_Entries from a dataset:_
****

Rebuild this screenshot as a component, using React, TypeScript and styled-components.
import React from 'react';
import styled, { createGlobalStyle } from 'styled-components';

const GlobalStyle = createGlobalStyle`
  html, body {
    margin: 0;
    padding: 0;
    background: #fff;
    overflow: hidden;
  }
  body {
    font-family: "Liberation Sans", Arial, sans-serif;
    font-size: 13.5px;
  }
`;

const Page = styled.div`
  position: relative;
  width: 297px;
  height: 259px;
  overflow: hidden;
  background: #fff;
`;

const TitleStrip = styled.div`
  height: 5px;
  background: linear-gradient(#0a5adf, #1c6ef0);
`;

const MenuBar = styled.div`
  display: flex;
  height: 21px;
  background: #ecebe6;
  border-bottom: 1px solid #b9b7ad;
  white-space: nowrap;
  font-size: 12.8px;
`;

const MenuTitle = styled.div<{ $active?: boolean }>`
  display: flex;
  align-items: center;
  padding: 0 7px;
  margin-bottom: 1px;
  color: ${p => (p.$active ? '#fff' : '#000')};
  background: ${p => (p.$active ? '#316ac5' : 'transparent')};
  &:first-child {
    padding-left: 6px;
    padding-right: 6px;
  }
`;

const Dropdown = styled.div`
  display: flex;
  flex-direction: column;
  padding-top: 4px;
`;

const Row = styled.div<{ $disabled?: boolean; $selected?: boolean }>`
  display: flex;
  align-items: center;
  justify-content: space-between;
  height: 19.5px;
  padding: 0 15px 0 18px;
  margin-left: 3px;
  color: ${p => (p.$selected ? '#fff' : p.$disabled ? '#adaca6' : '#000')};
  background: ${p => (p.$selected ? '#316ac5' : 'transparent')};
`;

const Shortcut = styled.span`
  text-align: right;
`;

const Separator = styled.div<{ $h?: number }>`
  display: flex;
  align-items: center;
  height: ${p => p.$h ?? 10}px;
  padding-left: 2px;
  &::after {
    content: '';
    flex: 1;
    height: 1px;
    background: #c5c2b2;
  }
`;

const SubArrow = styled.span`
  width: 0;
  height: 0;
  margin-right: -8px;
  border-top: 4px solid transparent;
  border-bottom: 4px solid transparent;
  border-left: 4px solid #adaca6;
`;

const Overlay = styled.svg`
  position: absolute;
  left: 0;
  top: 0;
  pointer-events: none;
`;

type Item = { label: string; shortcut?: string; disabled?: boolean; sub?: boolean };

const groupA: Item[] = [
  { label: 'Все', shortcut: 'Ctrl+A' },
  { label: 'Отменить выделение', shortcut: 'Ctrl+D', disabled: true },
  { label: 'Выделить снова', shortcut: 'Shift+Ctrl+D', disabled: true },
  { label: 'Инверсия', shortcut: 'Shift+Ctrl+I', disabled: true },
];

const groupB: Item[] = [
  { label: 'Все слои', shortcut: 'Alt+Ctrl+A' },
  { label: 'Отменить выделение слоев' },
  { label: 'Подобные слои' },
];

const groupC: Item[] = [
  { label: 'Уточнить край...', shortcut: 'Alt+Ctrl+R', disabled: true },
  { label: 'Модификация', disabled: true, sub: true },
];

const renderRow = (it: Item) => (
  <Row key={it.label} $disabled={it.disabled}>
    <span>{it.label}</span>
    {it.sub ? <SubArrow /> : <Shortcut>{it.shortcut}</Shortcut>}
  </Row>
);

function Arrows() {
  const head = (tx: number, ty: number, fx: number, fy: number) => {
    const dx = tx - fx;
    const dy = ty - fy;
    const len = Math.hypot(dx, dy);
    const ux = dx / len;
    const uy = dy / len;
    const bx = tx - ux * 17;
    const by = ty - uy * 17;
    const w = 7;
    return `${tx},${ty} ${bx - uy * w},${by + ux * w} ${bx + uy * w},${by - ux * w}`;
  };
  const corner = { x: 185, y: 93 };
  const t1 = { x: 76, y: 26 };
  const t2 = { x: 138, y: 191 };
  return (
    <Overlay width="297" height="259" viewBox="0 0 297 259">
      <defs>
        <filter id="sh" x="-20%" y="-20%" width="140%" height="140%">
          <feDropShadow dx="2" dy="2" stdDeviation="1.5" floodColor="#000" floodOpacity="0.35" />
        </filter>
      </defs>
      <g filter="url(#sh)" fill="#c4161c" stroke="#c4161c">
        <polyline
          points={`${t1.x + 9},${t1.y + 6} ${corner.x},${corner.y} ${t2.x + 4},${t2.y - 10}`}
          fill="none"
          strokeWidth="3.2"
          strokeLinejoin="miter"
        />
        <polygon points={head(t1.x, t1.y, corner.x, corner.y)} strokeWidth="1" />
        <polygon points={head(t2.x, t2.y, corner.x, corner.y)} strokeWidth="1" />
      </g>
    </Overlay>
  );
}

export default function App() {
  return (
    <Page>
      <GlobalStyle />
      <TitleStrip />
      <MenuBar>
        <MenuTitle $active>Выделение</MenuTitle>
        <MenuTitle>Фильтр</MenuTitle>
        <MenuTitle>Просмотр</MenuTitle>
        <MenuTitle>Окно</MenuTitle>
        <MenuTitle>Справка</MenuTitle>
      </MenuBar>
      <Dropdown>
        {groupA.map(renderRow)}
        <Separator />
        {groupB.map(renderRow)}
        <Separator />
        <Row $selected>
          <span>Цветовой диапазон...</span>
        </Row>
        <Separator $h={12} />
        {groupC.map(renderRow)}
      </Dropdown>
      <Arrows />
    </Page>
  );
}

****

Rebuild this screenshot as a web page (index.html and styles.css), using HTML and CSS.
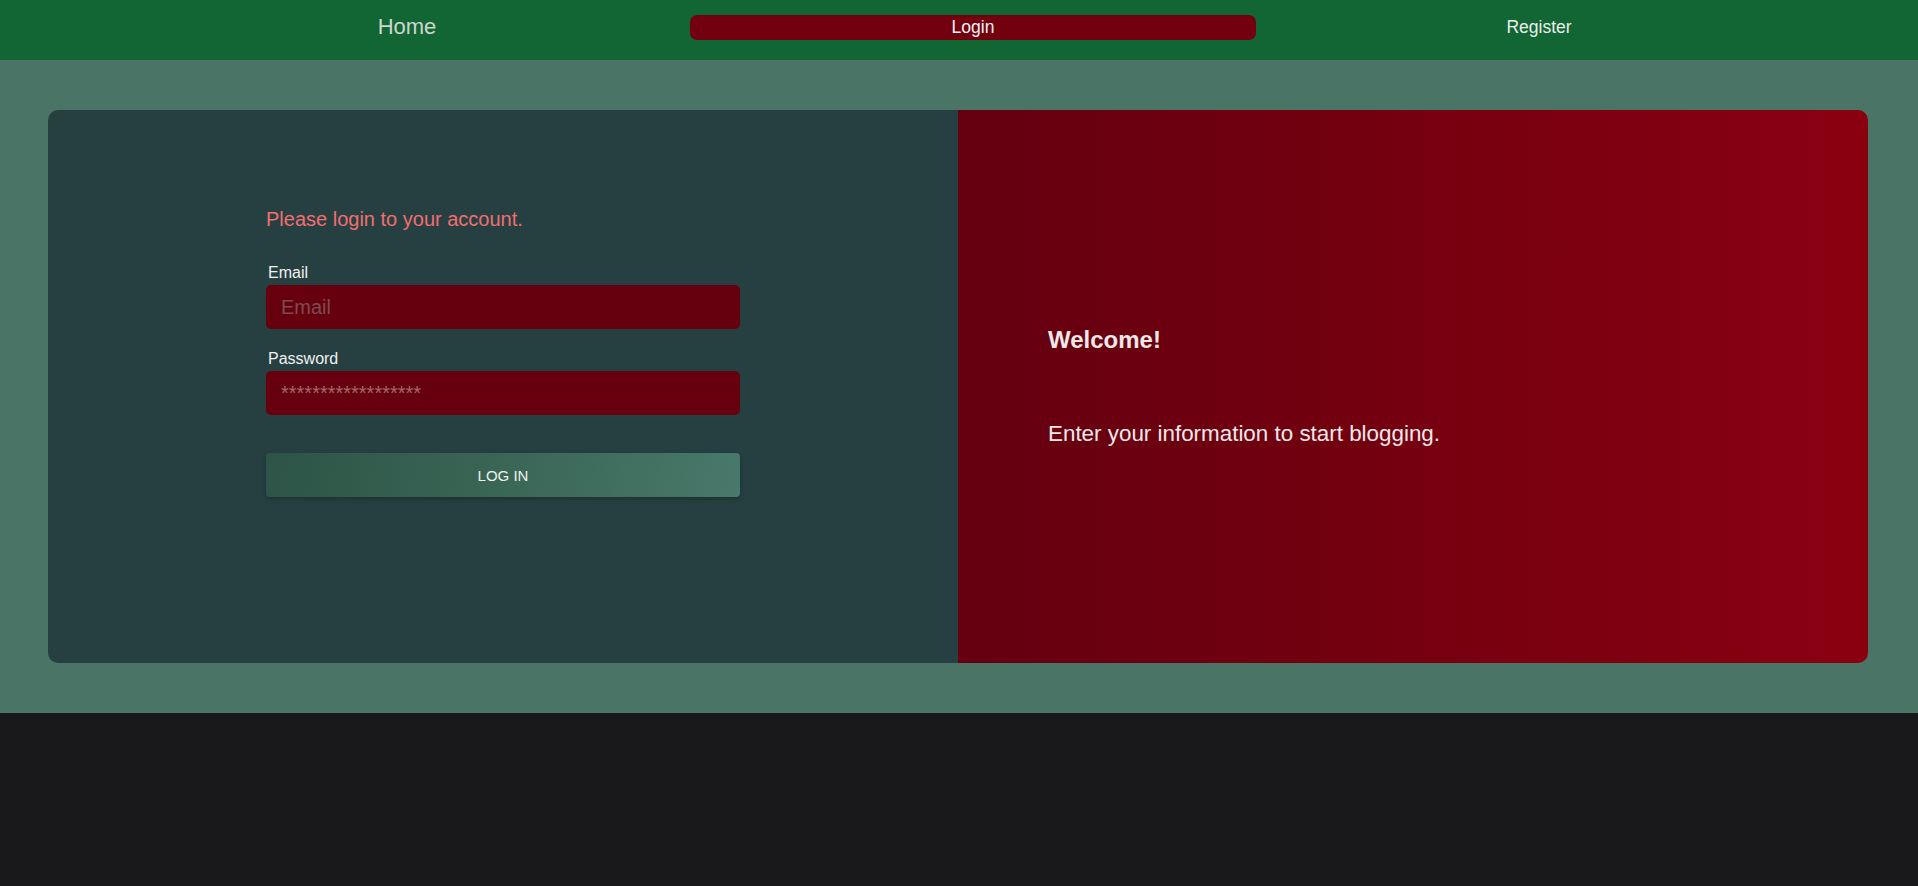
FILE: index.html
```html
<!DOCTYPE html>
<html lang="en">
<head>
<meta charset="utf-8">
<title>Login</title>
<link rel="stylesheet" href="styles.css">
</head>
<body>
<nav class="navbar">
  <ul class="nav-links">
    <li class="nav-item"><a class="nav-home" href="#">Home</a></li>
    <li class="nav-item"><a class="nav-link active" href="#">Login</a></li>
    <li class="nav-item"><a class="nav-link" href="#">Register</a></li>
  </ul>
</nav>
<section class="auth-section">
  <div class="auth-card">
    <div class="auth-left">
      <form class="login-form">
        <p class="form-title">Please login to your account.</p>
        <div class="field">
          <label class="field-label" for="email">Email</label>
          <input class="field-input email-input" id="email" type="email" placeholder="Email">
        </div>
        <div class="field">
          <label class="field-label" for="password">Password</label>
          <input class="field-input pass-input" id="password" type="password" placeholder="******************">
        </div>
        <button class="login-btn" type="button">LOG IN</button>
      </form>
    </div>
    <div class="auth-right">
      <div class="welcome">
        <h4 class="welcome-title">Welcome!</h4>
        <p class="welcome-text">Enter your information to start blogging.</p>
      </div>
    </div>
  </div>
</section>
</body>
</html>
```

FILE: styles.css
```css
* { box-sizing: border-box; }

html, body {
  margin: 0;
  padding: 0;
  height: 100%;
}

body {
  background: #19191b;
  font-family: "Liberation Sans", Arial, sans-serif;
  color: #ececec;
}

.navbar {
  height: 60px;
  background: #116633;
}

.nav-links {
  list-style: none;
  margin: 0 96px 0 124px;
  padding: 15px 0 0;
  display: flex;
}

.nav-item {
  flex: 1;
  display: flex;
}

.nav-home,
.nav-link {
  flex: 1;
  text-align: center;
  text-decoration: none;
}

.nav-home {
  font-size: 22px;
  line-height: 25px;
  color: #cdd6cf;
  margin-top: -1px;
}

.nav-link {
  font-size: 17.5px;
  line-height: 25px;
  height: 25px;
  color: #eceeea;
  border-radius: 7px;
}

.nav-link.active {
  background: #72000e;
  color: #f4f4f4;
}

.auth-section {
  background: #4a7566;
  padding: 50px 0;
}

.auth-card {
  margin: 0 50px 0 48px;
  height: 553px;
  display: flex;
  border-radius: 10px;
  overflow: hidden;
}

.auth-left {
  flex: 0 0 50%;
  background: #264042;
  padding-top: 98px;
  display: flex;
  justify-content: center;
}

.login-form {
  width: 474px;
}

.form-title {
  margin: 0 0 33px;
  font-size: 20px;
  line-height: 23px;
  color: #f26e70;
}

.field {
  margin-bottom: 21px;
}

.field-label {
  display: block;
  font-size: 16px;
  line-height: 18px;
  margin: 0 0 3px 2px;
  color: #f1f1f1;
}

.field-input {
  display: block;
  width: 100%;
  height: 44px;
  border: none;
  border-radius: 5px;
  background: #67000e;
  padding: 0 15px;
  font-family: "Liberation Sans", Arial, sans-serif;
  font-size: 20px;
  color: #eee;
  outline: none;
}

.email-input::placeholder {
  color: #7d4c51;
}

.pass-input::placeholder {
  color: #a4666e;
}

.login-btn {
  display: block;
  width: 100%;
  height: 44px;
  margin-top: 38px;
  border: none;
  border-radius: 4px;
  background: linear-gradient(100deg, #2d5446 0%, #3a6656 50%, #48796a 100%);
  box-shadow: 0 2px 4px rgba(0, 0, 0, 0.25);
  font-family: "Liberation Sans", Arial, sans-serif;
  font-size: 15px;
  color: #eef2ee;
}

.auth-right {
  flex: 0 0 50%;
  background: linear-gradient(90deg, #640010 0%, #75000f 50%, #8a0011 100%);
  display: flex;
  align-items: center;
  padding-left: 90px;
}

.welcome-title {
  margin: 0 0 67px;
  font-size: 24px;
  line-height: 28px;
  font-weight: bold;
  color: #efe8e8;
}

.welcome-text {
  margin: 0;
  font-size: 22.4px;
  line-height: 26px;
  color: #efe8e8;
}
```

****

_TASK REQUIREMENTS:_
Each line from the one containing "Rebuild this screenshot as a component, using" through the one containing "string; shortcut?: string;" must be retyped exactly, the first and last of these included.

_RESULT:_
Rebuild this screenshot as a component, using React, TypeScript and styled-components.
import React from 'react';
import styled, { createGlobalStyle } from 'styled-components';

const GlobalStyle = createGlobalStyle`
  html, body {
    margin: 0;
    padding: 0;
    background: #fff;
    overflow: hidden;
  }
  body {
    font-family: "Liberation Sans", Arial, sans-serif;
    font-size: 13.5px;
  }
`;

const Page = styled.div`
  position: relative;
  width: 297px;
  height: 259px;
  overflow: hidden;
  background: #fff;
`;

const TitleStrip = styled.div`
  height: 5px;
  background: linear-gradient(#0a5adf, #1c6ef0);
`;

const MenuBar = styled.div`
  display: flex;
  height: 21px;
  background: #ecebe6;
  border-bottom: 1px solid #b9b7ad;
  white-space: nowrap;
  font-size: 12.8px;
`;

const MenuTitle = styled.div<{ $active?: boolean }>`
  display: flex;
  align-items: center;
  padding: 0 7px;
  margin-bottom: 1px;
  color: ${p => (p.$active ? '#fff' : '#000')};
  background: ${p => (p.$active ? '#316ac5' : 'transparent')};
  &:first-child {
    padding-left: 6px;
    padding-right: 6px;
  }
`;

const Dropdown = styled.div`
  display: flex;
  flex-direction: column;
  padding-top: 4px;
`;

const Row = styled.div<{ $disabled?: boolean; $selected?: boolean }>`
  display: flex;
  align-items: center;
  justify-content: space-between;
  height: 19.5px;
  padding: 0 15px 0 18px;
  margin-left: 3px;
  color: ${p => (p.$selected ? '#fff' : p.$disabled ? '#adaca6' : '#000')};
  background: ${p => (p.$selected ? '#316ac5' : 'transparent')};
`;

const Shortcut = styled.span`
  text-align: right;
`;

const Separator = styled.div<{ $h?: number }>`
  display: flex;
  align-items: center;
  height: ${p => p.$h ?? 10}px;
  padding-left: 2px;
  &::after {
    content: '';
    flex: 1;
    height: 1px;
    background: #c5c2b2;
  }
`;

const SubArrow = styled.span`
  width: 0;
  height: 0;
  margin-right: -8px;
  border-top: 4px solid transparent;
  border-bottom: 4px solid transparent;
  border-left: 4px solid #adaca6;
`;

const Overlay = styled.svg`
  position: absolute;
  left: 0;
  top: 0;
  pointer-events: none;
`;

type Item = { label: string; shortcut?: string; disabled?: boolean; sub?: boolean };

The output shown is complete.